Here’s the problem with having lots and lots of debt and no savings, whether in the form of passbook savings or equity in your house: Sooner or later Tuesday comes around when you happen to have had a bad week, and the guy who sold you your hamburger wants his money, but you don’t have it. Once home prices began to decline (or for the most over-leveraged homeowners, simply stopped rising fast enough), therefore, it was a big problem when Tuesday started to come around and lenders and vendors started to ask to get paid for the hamburgers.

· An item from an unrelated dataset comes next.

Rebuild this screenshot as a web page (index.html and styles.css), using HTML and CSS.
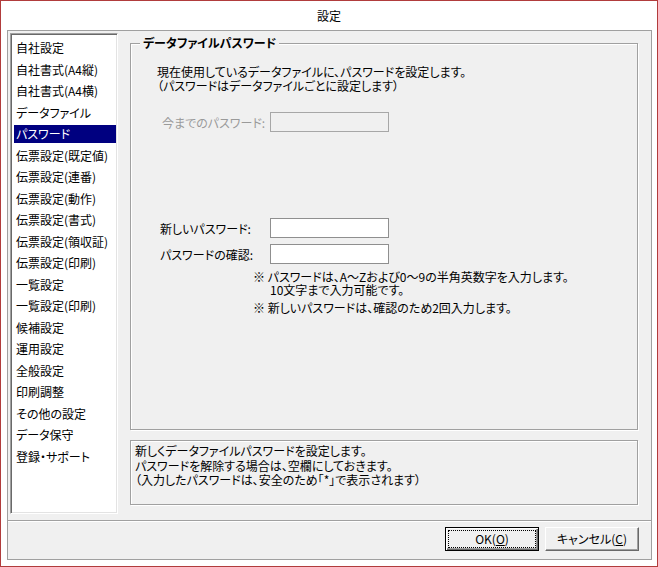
FILE: index.html
```html
<!DOCTYPE html>
<html lang="ja">
<head>
<meta charset="utf-8">
<title>設定</title>
<link rel="stylesheet" href="styles.css">
</head>
<body>
<div class="window">
  <div class="titlebar">設定</div>
  <div class="frame">
    <div class="main">
      <ul class="list">
        <li>自社設定</li>
        <li>自社書式(A4縦)</li>
        <li>自社書式(A4横)</li>
        <li>データファイル</li>
        <li class="selected">パスワード</li>
        <li>伝票設定(既定値)</li>
        <li>伝票設定(連番)</li>
        <li>伝票設定(動作)</li>
        <li>伝票設定(書式)</li>
        <li>伝票設定(領収証)</li>
        <li>伝票設定(印刷)</li>
        <li>一覧設定</li>
        <li>一覧設定(印刷)</li>
        <li>候補設定</li>
        <li>運用設定</li>
        <li>全般設定</li>
        <li>印刷調整</li>
        <li>その他の設定</li>
        <li>データ保守</li>
        <li>登録・サポート</li>
      </ul>
      <div class="content">
        <fieldset class="group">
          <legend>データファイルパスワード</legend>
          <div class="intro">
            <div>現在使用しているデータファイルに、パスワードを設定します。</div>
            <div>（パスワードはデータファイルごとに設定します）</div>
          </div>
          <div class="row row-old disabled">
            <span class="label">今までのパスワード:</span>
            <span class="field"></span>
          </div>
          <div class="row row-new">
            <span class="label">新しいパスワード:</span>
            <span class="field"></span>
          </div>
          <div class="row row-confirm">
            <span class="label">パスワードの確認:</span>
            <span class="field"></span>
          </div>
          <div class="note note-first">※ パスワードは、A～Zおよび0～9の半角英数字を入力します。</div>
          <div class="note note-cont">10文字まで入力可能です。</div>
          <div class="note note-second">※ 新しいパスワードは、確認のため2回入力します。</div>
        </fieldset>
        <div class="desc">
          <div>新しくデータファイルパスワードを設定します。</div>
          <div>パスワードを解除する場合は、空欄にしておきます。</div>
          <div>（入力したパスワードは、安全のため「*」で表示されます）</div>
        </div>
      </div>
    </div>
    <div class="buttons">
      <button class="btn btn-default">OK(<u>O</u>)</button>
      <button class="btn">キャンセル(<u>C</u>)</button>
    </div>
  </div>
</div>
</body>
</html>
```

FILE: styles.css
```css
html, body {
  margin: 0;
  padding: 0;
}

body {
  width: 658px;
  height: 567px;
  overflow: hidden;
  background: #fff;
  font-family: "Noto Sans CJK JP", "Noto Sans", sans-serif;
  font-size: 12px;
  color: #000;
  font-feature-settings: "palt" 1;
}

.window {
  box-sizing: border-box;
  width: 658px;
  height: 567px;
  border: 1px solid #b13c3c;
  background: #fff;
  display: flex;
  flex-direction: column;
}

.titlebar {
  height: 29px;
  line-height: 29px;
  text-align: center;
  color: #000;
}

.frame {
  box-sizing: border-box;
  margin: 0 5px 0 6px;
  height: 530px;
  border: 1px solid #a0a0a0;
  background: #f0f0f0;
  display: flex;
  flex-direction: column;
}

.main {
  height: 489px;
  box-sizing: border-box;
  display: flex;
  padding: 2px 13px 0 2px;
}

.list {
  box-sizing: border-box;
  width: 108px;
  height: 481px;
  margin: 0;
  padding: 5px 1px 0 3px;
  list-style: none;
  background: #fff;
  border: 1px solid;
  border-color: #a0a0a0 #fff #fff #a0a0a0;
  box-shadow: inset 1px 1px 0 #696969, inset -1px -1px 0 #e3e3e3;
  flex: none;
}

.list li {
  height: 18px;
  line-height: 18px;
  margin-bottom: 3.5px;
  padding-left: 2px;
  white-space: nowrap;
}

.list li.selected {
  background: #000080;
  color: #fff;
}

.content {
  margin: 3px 0 0 12px;
  width: 508px;
  flex: none;
  display: flex;
  flex-direction: column;
}

.group {
  box-sizing: border-box;
  margin: 0;
  padding: 0;
  min-width: 0;
  height: 394px;
  border: 1px solid #a0a0a0;
  box-shadow: inset 1px 1px 0 #fff, 1px 1px 0 #fff;
}

.group legend {
  margin-left: 9px;
  padding: 0 3px;
  font-weight: bold;
  line-height: 14px;
  background: #f0f0f0;
}

.intro {
  margin: 15px 0 0 26px;
  line-height: 14px;
}

.row {
  display: flex;
  align-items: center;
  height: 20px;
}

.row .field {
  box-sizing: border-box;
  width: 119px;
  height: 20px;
  background: #fff;
  border: 1px solid #8f8f8f;
}

.row-old {
  margin: 19px 0 0 31px;
}

.row-old .label {
  width: 108px;
}

.disabled .label {
  color: #9a9a9a;
}

.disabled .field {
  background: #f0f0f0;
  border-color: #a7a7a7;
}

.row-new {
  margin: 86px 0 0 29px;
}

.row-confirm {
  margin: 6px 0 0 29px;
}

.row-new .label,
.row-confirm .label {
  width: 110px;
}

.note {
  line-height: 13px;
  white-space: nowrap;
}

.note-first {
  margin: 6px 0 0 122px;
}

.note-cont {
  margin-left: 139px;
}

.note-second {
  margin: 5px 0 0 122px;
}

.desc {
  box-sizing: border-box;
  margin-top: 10px;
  height: 65px;
  padding: 3px 4px;
  line-height: 14.5px;
  border: 1px solid #a0a0a0;
  box-shadow: inset 1px 1px 0 #fff, 1px 1px 0 #fff;
}

.buttons {
  flex: 1;
  border-top: 1px solid #a0a0a0;
  box-shadow: inset 0 1px 0 #fff;
  display: flex;
  justify-content: flex-end;
  align-items: flex-start;
  gap: 6px;
  padding: 6px 12px 0 0;
}

.btn {
  box-sizing: border-box;
  width: 94px;
  height: 24px;
  margin: 0;
  padding: 0;
  font: inherit;
  color: #000;
  background: #f0f0f0;
  border: 1px solid;
  border-color: #fff #696969 #696969 #fff;
  box-shadow: inset -1px -1px 0 #a0a0a0;
  line-height: 20px;
  text-align: center;
}

.btn u {
  text-underline-offset: 1px;
}

.btn-default {
  border: 1px solid #000;
  box-shadow: inset 1px 1px 0 #fff, inset -1px -1px 0 #696969, inset -2px -2px 0 #a0a0a0;
  outline: 1px dotted #000;
  outline-offset: -4px;
}
```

Normally this would have been bad for both the homeowner and the guy who wanted to get paid for his hamburger, which might very well be the mortgage lender, but not really a big deal for you or me. (If enough of this occurred, of course, it could lead to a general slowdown and hurt pretty much everybody.) But this impact was magnified by the fact that most of the mortgage lenders sold the right to the payments under the mortgage to third parties. These third parties broke up the rights to the payments from the mortgages into lots of little pieces, combined these pieces with the rights to payments for little pieces of lots of other mortgages, repacked these in “creative” ways, and re-sold them to fourth, fifth and sixth parties. Four, five and six then used these promises as their own equity in order to raise further debt of their own. This would be like you using an IOU from your neighbor as your down payment for a mortgage. So when lots of these over-leveraged homeowners started to miss mortgage payments, parties four, five and six had less money than they expected, and they had problems making their own debt payments if they themselves had taken out enough debt. Oh yeah, many of these debt contracts are in fact between parties four, five and six.
Unfortunately for you and me, parties five and six are the financial institutions where we have our life savings deposited.That's what many bloggers seem to miss when they complain about bailouts for billionaires...if the financial system goes down, all of us go with it.